- WHAT THE EXERCISE ASKS -
Filter this data down to the lines that hold "index", and copy them.

- DATA SHOWN -

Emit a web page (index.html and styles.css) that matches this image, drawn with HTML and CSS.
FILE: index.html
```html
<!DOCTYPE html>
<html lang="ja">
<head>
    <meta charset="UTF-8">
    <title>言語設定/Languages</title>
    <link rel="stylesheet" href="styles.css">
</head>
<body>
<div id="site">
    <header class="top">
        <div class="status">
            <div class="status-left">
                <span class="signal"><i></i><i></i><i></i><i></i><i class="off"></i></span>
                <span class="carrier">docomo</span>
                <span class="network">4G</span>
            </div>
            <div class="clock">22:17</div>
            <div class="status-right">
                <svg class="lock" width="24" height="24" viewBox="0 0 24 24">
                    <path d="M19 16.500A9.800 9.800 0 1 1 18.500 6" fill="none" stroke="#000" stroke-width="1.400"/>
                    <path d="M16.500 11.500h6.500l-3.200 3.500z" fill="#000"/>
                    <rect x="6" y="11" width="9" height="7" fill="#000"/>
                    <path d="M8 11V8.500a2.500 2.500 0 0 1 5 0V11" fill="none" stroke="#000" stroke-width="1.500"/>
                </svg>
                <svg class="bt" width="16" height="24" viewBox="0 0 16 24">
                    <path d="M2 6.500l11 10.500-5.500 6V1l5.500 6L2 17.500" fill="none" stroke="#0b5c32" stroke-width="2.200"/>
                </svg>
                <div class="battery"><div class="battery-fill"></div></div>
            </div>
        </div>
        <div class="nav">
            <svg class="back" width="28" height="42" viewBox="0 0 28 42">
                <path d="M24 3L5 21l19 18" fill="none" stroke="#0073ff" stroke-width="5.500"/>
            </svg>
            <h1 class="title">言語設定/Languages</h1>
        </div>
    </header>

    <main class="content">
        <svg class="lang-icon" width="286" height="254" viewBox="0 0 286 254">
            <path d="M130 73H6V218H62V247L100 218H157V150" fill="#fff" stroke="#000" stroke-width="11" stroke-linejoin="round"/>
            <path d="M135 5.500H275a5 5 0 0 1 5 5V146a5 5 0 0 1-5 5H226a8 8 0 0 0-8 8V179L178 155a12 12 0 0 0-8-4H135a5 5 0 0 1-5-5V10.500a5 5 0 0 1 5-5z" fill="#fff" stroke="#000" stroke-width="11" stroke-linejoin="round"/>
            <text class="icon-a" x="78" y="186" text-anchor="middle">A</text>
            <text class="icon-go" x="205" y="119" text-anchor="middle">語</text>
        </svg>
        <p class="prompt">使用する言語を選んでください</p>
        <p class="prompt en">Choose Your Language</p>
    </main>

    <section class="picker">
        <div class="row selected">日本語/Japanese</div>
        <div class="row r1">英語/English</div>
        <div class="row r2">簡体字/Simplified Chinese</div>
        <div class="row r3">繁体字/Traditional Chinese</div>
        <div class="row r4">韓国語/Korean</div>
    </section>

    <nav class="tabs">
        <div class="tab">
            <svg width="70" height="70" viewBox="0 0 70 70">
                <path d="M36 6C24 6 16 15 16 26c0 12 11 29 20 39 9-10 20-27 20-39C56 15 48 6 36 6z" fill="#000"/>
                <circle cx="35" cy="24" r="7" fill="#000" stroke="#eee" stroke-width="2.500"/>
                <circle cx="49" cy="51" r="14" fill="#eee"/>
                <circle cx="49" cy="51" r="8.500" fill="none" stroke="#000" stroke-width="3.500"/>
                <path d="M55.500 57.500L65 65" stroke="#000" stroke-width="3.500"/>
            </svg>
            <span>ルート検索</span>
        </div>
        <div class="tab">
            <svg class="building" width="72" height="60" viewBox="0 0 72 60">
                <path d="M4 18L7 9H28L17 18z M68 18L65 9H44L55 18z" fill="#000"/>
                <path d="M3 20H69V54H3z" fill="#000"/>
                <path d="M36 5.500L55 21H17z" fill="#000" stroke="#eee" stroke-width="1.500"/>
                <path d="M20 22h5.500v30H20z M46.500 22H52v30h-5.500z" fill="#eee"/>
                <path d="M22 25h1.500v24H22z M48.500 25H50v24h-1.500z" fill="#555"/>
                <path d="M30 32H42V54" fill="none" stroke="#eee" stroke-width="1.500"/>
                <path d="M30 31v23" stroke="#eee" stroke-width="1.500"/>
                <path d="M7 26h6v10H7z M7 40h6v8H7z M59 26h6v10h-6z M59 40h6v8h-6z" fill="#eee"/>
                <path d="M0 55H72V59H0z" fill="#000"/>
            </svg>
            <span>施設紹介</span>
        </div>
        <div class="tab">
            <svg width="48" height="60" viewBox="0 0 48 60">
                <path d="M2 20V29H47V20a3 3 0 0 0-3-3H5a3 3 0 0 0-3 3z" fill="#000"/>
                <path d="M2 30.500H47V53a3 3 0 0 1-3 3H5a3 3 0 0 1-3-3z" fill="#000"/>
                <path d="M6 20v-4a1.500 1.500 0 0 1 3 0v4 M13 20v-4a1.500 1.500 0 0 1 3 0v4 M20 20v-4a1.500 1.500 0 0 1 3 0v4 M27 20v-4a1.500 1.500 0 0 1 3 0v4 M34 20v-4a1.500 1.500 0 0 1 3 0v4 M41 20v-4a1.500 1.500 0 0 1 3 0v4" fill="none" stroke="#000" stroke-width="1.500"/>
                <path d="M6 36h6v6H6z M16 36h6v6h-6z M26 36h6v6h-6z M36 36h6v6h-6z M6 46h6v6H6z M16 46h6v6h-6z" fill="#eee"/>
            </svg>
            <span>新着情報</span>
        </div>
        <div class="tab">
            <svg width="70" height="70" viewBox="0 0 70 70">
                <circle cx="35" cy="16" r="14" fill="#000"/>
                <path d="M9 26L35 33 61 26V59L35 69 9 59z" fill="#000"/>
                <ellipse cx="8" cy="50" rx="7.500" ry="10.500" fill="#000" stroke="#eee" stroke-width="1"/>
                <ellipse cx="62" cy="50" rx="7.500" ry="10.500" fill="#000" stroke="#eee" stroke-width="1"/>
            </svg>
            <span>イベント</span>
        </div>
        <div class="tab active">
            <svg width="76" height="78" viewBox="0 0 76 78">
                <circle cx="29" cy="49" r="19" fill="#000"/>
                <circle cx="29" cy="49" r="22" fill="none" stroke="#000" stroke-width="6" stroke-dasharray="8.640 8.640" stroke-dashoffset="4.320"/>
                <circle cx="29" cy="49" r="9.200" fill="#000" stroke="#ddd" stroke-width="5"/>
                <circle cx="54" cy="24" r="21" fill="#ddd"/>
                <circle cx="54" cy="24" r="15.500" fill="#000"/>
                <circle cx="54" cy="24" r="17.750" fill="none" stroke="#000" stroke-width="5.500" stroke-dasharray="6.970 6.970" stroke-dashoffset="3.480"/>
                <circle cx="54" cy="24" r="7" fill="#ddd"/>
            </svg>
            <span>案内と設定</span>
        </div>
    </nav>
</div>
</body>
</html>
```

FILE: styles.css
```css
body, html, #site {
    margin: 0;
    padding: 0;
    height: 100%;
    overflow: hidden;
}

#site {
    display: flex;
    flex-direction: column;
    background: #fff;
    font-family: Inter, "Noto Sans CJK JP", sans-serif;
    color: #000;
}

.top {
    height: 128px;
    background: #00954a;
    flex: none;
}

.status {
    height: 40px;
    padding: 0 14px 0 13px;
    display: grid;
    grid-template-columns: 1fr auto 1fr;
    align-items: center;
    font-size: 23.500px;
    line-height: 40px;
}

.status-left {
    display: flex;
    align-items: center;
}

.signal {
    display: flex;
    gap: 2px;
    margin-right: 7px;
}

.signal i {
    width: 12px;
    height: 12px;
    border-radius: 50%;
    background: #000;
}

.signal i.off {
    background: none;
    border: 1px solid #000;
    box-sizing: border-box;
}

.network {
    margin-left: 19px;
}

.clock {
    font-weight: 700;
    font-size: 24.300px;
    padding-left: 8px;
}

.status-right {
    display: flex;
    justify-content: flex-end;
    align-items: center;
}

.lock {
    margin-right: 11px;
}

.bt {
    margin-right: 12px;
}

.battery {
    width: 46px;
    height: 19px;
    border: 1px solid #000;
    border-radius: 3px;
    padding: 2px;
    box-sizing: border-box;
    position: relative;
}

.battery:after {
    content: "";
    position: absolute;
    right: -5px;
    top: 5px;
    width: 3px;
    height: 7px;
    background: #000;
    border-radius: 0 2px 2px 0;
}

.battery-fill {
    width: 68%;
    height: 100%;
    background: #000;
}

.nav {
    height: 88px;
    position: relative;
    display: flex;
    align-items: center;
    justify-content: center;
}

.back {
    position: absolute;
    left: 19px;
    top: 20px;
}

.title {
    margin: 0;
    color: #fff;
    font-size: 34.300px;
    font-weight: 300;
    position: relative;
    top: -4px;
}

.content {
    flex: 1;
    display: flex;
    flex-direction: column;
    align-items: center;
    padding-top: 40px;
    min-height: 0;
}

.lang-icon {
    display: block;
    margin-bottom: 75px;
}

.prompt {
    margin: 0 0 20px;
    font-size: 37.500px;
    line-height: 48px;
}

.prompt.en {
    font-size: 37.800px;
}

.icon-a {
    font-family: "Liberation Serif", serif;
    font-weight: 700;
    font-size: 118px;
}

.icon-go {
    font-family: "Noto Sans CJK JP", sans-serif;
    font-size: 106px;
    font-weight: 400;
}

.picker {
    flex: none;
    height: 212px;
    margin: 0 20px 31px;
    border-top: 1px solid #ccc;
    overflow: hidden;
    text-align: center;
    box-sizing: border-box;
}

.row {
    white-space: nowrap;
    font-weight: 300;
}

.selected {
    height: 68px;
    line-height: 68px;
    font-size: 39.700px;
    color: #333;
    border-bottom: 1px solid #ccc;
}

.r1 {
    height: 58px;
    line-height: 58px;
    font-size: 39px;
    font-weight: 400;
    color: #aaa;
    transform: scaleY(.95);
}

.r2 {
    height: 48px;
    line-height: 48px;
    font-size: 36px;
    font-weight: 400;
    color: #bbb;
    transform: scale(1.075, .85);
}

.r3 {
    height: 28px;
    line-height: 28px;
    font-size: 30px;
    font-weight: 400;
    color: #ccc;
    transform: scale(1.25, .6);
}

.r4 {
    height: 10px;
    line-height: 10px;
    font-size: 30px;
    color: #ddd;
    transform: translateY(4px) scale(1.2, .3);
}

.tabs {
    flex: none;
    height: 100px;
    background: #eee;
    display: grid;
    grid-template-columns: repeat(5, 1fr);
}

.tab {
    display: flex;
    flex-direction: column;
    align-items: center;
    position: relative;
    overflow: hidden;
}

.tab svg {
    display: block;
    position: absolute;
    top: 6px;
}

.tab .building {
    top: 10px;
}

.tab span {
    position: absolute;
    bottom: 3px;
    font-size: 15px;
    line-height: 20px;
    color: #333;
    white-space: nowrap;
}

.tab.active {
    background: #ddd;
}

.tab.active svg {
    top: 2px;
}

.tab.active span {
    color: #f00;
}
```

- EXERCISE SOLUTION -
Emit a web page (index.html and styles.css) that matches this image, drawn with HTML and CSS.
FILE: index.html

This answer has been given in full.